One part cooking course, one part kitchen reference, and one part foolproof recipes,
The Complete Book of Pasta and Noodles tells the story of flour and water like no other book on the market. Extensively covering the basics of pasta and noodles, this thoroughly researched and taste-tested guide is dedicated to the home cook who needs practical advice on everything from penne to pad thai. The experts at Cook's Illustrated present their knowledge and techniques in a hands-on way so that each and every step of the cooking process can be understood and easily executed. The authors leave room for interpretation and taste, of course, but you will not walk away from this book without knowing which olive oil to buy, why egg pastas tend to complement cream sauces, or how to mince garlic.

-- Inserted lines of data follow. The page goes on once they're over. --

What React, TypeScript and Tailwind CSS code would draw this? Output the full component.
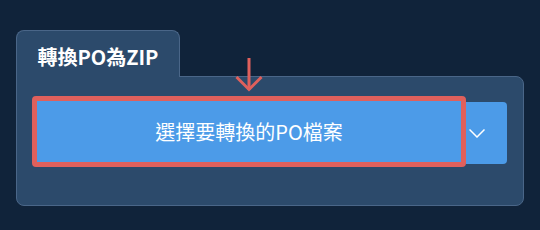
export default function App() {
  return (
    <div
      className="w-[540px] h-[230px] bg-[#10233a] pt-[30px] pl-4"
      style={{ fontFamily: '"Noto Sans CJK TC", "Noto Sans", sans-serif' }}
    >
      <div className="w-[508px]">
        {/* Tab */}
        <div className="relative z-10 -mb-px w-[164px] h-[47px] pt-[5px] rounded-t-lg border border-b-0 border-[#4a6688] bg-[#2c4a6b] flex items-center justify-center text-white font-bold text-[20px]">
          轉換PO為ZIP
        </div>

        {/* Panel */}
        <div className="h-[130px] rounded-lg rounded-tl-none border border-[#4a6688] bg-[#2c4a6b] pl-[15px] pr-4 pt-[19px]">
          <div className="relative flex items-start">
            <svg
              className="absolute left-[203px] -top-[38px] z-20"
              width="28"
              height="34"
              viewBox="0 0 28 34"
              fill="none"
              stroke="#e0605c"
              strokeWidth="3"
            >
              <line x1="14" y1="0" x2="14" y2="32" />
              <polyline points="1.5,19 14,31.5 26.5,19" />
            </svg>
            <button className="w-[434px] h-[71px] border-[5px] border-[#e0605c] rounded-[4px] bg-[#4c9be8] text-white text-[20px] flex items-center justify-center">
              選擇要轉換的PO檔案
            </button>
            <button className="mt-[6px] w-[41px] h-[62px] rounded-r-[4px] bg-[#4c9be8] flex items-center pl-[3px]">
              <svg width="16" height="9" viewBox="0 0 16 9" fill="none" stroke="white" strokeWidth="1.5">
                <polyline points="0.5,0.5 8,8 15.5,0.5" />
              </svg>
            </button>
          </div>
        </div>
      </div>
    </div>
  )
}
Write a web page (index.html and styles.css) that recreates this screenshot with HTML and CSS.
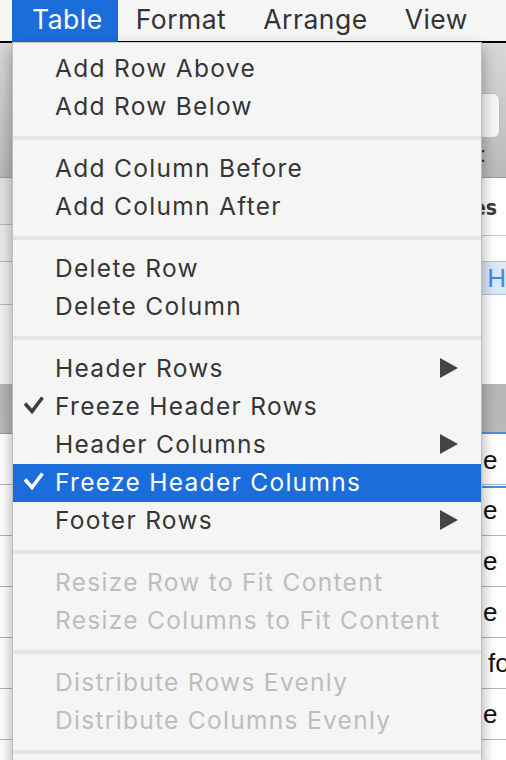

The book is arranged in four sections, exploring first dried semolina pasta, then fresh Italian-style pasta, Mediterranean pasta and European dumplings, and finally, Asian noodles. There are thirteen chapters devoted to sauces alone, and recipes are included with the type of pasta with which they work best -- from the simplest to the complex, but all within reach of the home cook. As a bonus, the book includes excellent photographs of the various pasta and noodle shapes, and impeccable illustrations clearly depict each step of key techniques. Special sections are devoted to such specific topics as "Are Electric Pasta Machines Worth the Money?" and "A Guide to Popular Cheeses."

"Cook's has always been the definitive word on any subject it tackles," says The Post and Courier, and
The Complete Book of Pasta and Noodles will serve as the definitive reference volume for pasta lovers.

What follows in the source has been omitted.